Secret 37 in Zingerman’s Guide to Good Leading, Part 3: A Lapsed Anarchist’s Approach to Managing Ourselves takes a look at how we perceive and use our time. We shared a tip from this essay a while back, and on this Valentine’s Day, we’re sharing the first of four principles discussed in the book about our relationship with time. 

1. Devote Meaningful Time to Time

If the main focus of all this timely activity is to develop a more positive relationship with time, then the first place to start, as with any relationship, is by devoting some quality time to it. Seriously, how many really rewarding relationships of any sort have you had that you didn’t devote meaningful time to?

Getting to know time, quite simply, takes time; if your connection with your kids, your significant other, your work, or anything else you care about were merely something you squeezed into the spare moments that may crop up here and there, the quality of that relationship wouldn’t likely be very good. The same is true with time. Treat it like an unwanted stepchild, and the odds are that tension, frustration, and trouble are pretty sure to follow suit.

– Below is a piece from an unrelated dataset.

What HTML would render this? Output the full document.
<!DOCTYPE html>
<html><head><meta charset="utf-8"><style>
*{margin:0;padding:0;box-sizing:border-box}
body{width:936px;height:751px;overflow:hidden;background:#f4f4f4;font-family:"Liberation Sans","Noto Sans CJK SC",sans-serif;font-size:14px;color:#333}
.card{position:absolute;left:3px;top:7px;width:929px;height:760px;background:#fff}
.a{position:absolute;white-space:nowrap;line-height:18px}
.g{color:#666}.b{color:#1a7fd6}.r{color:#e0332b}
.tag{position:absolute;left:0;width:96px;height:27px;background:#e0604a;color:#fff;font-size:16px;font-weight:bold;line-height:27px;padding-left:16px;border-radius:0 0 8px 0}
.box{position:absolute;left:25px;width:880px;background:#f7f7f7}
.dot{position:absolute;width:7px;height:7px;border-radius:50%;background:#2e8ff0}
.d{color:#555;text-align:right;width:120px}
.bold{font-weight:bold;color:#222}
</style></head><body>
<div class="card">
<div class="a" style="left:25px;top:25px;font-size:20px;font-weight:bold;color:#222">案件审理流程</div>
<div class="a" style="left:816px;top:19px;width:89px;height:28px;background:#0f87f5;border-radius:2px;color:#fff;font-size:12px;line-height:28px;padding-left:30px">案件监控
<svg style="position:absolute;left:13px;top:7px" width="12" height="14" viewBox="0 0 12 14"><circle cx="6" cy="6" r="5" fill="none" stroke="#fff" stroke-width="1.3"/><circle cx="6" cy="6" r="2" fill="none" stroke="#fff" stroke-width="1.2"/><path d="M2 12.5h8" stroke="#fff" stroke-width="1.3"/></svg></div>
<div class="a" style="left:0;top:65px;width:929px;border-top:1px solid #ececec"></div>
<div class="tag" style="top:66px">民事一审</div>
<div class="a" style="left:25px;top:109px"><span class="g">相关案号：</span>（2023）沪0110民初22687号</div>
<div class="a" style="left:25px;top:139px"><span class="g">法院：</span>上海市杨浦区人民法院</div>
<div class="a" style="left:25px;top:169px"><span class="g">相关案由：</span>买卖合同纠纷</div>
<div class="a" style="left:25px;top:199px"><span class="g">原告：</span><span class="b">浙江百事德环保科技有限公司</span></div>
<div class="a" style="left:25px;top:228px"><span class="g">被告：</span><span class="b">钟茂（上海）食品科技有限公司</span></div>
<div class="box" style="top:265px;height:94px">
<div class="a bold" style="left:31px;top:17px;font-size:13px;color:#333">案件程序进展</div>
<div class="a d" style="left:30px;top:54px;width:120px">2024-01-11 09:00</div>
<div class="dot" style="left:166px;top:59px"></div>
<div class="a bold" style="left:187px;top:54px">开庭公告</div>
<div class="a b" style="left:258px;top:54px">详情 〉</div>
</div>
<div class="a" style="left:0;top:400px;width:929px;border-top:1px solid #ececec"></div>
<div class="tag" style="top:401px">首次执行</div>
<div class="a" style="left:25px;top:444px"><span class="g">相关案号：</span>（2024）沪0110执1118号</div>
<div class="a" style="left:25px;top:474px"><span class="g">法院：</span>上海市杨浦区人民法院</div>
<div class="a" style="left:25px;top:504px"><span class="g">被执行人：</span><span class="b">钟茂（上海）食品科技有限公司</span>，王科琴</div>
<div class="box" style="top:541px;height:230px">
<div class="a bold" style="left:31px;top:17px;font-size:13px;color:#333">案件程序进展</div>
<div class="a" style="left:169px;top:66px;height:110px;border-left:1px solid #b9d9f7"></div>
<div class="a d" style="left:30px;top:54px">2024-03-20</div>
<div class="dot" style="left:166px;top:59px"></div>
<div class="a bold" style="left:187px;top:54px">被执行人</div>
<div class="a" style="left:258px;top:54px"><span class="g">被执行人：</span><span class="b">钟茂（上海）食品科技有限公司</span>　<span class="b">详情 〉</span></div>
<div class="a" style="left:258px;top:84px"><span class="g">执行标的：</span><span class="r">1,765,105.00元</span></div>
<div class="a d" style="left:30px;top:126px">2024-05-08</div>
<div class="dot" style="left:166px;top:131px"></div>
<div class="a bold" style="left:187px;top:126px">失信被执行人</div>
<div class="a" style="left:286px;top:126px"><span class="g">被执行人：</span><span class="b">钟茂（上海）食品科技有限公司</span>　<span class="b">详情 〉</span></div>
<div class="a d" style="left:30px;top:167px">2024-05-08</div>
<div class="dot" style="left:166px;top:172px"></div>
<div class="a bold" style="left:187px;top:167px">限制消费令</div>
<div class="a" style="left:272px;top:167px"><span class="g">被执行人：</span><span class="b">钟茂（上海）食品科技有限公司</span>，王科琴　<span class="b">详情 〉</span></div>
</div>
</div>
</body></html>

Building a good relationship with time feels, to me, a lot like what it takes to work out effectively. We all know that we won’t get in shape by worrying about our health; nor will we improve our relationship to time by lamenting how little of it we have. Making time for either is rarely urgent, but it’s almost always helpful. Even if it’s awkward in the moment, you’re pretty sure to feel far better in the long run. We get away with not doing either when we’re young, but the older we get, the more we have going, the harder it is to move forward in a healthy way without making some commitment to do better. There are always about eight hundred good reasons not to work out on any given day, but everyone knows that we’ll feel better for it if we do. The work we invest in exercise usually results in increased energy going forward, better grounding, better health, and lower stress. The same is true for time; put some time and effort in up front, and pretty soon you’ll bring better energy and efficiency to almost everything else you do. And whether it’s working out or spending time on time, once you get used to it, it’s unlikely you’ll go back to the haphazard ways of old.

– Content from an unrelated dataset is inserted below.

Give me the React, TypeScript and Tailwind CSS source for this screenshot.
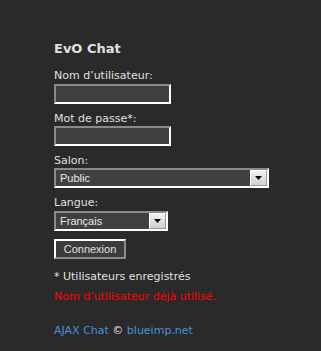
import React from 'react';

const labelCls = 'text-[11px] leading-[14px] text-[#e0e0e0]';
const fieldBorder = 'border-2 border-t-[#8a8a8a] border-l-[#8a8a8a] border-r-white border-b-white bg-[#404040]';

function DropArrow() {
  return (
    <div className="flex h-full w-[17px] items-center justify-center border border-t-white border-l-white border-r-[#9a9a9a] border-b-[#9a9a9a] bg-gradient-to-b from-[#f2f2f2] to-[#cfcfcf]">
      <svg width="7" height="4" viewBox="0 0 7 4">
        <path d="M0 0h7L3.5 4z" fill="#000" />
      </svg>
    </div>
  );
}

function FakeSelect({ value, width }: { value: string; width: string }) {
  return (
    <div className={`flex h-[20px] ${width} items-stretch ${fieldBorder}`}>
      <div className="flex flex-1 items-center pl-[4px] font-['Liberation_Sans',Arial,sans-serif] text-[11px] text-[#e8e8e8]">
        {value}
      </div>
      <DropArrow />
    </div>
  );
}

export default function App() {
  return (
    <div className="h-[351px] w-full bg-[#2a2a2a] pl-[54px] pt-[41px] font-['DejaVu_Sans',Verdana,sans-serif]">
      <h1 className="text-[13px] font-bold leading-[16px] text-[#e0e0e0]">EvO Chat</h1>

      <div className="mt-[12px] flex flex-col items-start">
        <label className={labelCls}>Nom d’utilisateur:</label>
        <input
          type="text"
          className={`mt-[1px] h-[20px] w-[117px] outline-none ${fieldBorder}`}
        />

        <label className={`mt-[8px] ${labelCls}`}>Mot de passe*:</label>
        <input
          type="password"
          className={`h-[20px] w-[117px] outline-none ${fieldBorder}`}
        />

        <label className={`mt-[8px] ${labelCls}`}>Salon:</label>
        <FakeSelect value="Public" width="w-[215px]" />

        <label className={`mt-[8px] ${labelCls}`}>Langue:</label>
        <div className="mt-[1px]">
          <FakeSelect value="Français" width="w-[114px]" />
        </div>

        <button className="mt-[8px] h-[20px] w-[72px] border-2 border-t-white border-l-white border-r-[#8a8a8a] border-b-[#8a8a8a] bg-[#3c3c3c] font-['Liberation_Sans',Arial,sans-serif] text-[11px] text-[#e0e0e0]">
          Connexion
        </button>

        <p className={`mt-[11px] ${labelCls}`}>* Utilisateurs enregistrés</p>
        <p className="mt-[6px] text-[11px] leading-[14px] text-[#ff0000]">Nom d’utilisateur déjà utilisé.</p>

        <p className="mt-[20px] text-[11px] leading-[14px] text-[#e0e0e0]">
          <span className="text-[#4a8fd8]">AJAX Chat</span> © <span className="text-[#4a8fd8]">blueimp.net</span>
        </p>
      </div>
    </div>
  );
}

One of the most effective ways I’ve learned to spend time on time is by engaging in reflection. Taking a few minutes to look back on what’s happened, to assess what your actions have attained, how they correlated with your intentions, and how you felt about the whole thing, can be a great help. If we don’t know what’s worked well and what’s been less than ideal in the way we’ve managed our time to date, it’s tough to make major improvements going forward.

In essence, I suppose, it’s a self-review on how you spend your time. Since you’re ultimately your own boss, it’s up to you to manage the messages you send yourself. We also need to take time to consider the time to come. How much time is left in the day? In the month? In the year? In our lives? What do you need to erase from the to-do list in order to give yourself a good shot at completing what you want to get done? Is there anything really meaningful we want to add to our list before time, for the period we’re considering, comes close to running out?

The journaling I do every morning helps me get my mind around what I need to do for the day, how I’m feeling, what I’ve done, what I appreciate, what’s happened around me, and what I see coming up on the horizon. As I put down random thoughts and feelings, I’m pretty much always reminded of something I want to do, someone I want to appreciate, or something I can positively contribute that wasn’t in my mind when I began writing. When I start to worry about running out of time, I try to quiet my mind—I know that worrying is energy expended unproductively. Attempting to appreciate each moment and everything in it has helped me significantly—it’s turned my relationship with time into a positive, rewarding experience I like being part of, rather than an effort to escape from someone else’s idea of a rat race.